Each satellite comes down to one critical hand you have to win. You try to get your chips in with the best hand and hope to not get unlucky. I didn't.
After busting out of the satellite I bumped into Adam, one of my poker friends from home who plays in my monthly game. He is a world class expert on Tibetan coins, and has the leading collection of ancient Tibetan (and other) exotic coins.
It was Adam who had given me the Tibetan coin (a thangka) that I used as a card protector in the tournament I won in March, and which was in the backpack I left on the plane. When I told him that I blamed the loss of my lucky coin on not having my lucky thangka, he reached into his bag, pulled out another one and gave it to me.
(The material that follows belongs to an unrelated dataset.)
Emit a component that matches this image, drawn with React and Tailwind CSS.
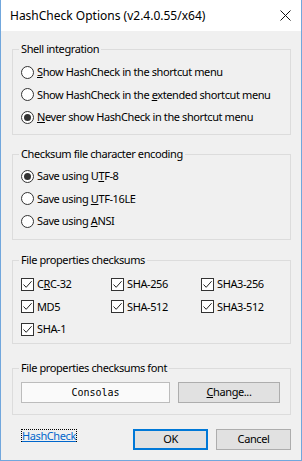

That boosted my confidence and I decided to try one more satellite before going to bed. Since it was only 10:00 Vegas time, Adam decided he would play too. We were quickly seated in a $525 satellite ($5,120 to the winner). I had my new thangka covering my cards and Adam had a rare "srang" on his (a heavy silver Tibetan coin, from the first series of coins ordered by the 13th Dalai-Lama in a move to modernize Tibet's currency in 1909 – very rare.) Early in the first round I raised in late position with a king and jack in my hand. Adam called. Thangka vs. srang. My thangka proved to have superior power and I won the pot. Later, however the thangka's magic was not strong enough for me to win -- or the ancient monks of the Ga-Den monastery where the coin was hand pressed in 1912 did not want me to win, for reasons that are beyond me. Discouraged, I trooped back to my hotel next door and went to bed.
Wednesday, I spent the morning taking care of business, and figuring out how to get a replacement set of car keys sent to me. I reviewed my strategy notes and headed over to the tournament hotel to get mentally prepared for the $1500 No Limit Hold'em tournament that started at noon.
As expected, more than 2,000 players put up the entry fee (or won a seat online) –- an unheard-of number in previous years. All the other players at my table looked line online players –- all in their twenties, with PokerStars hats and sunglasses.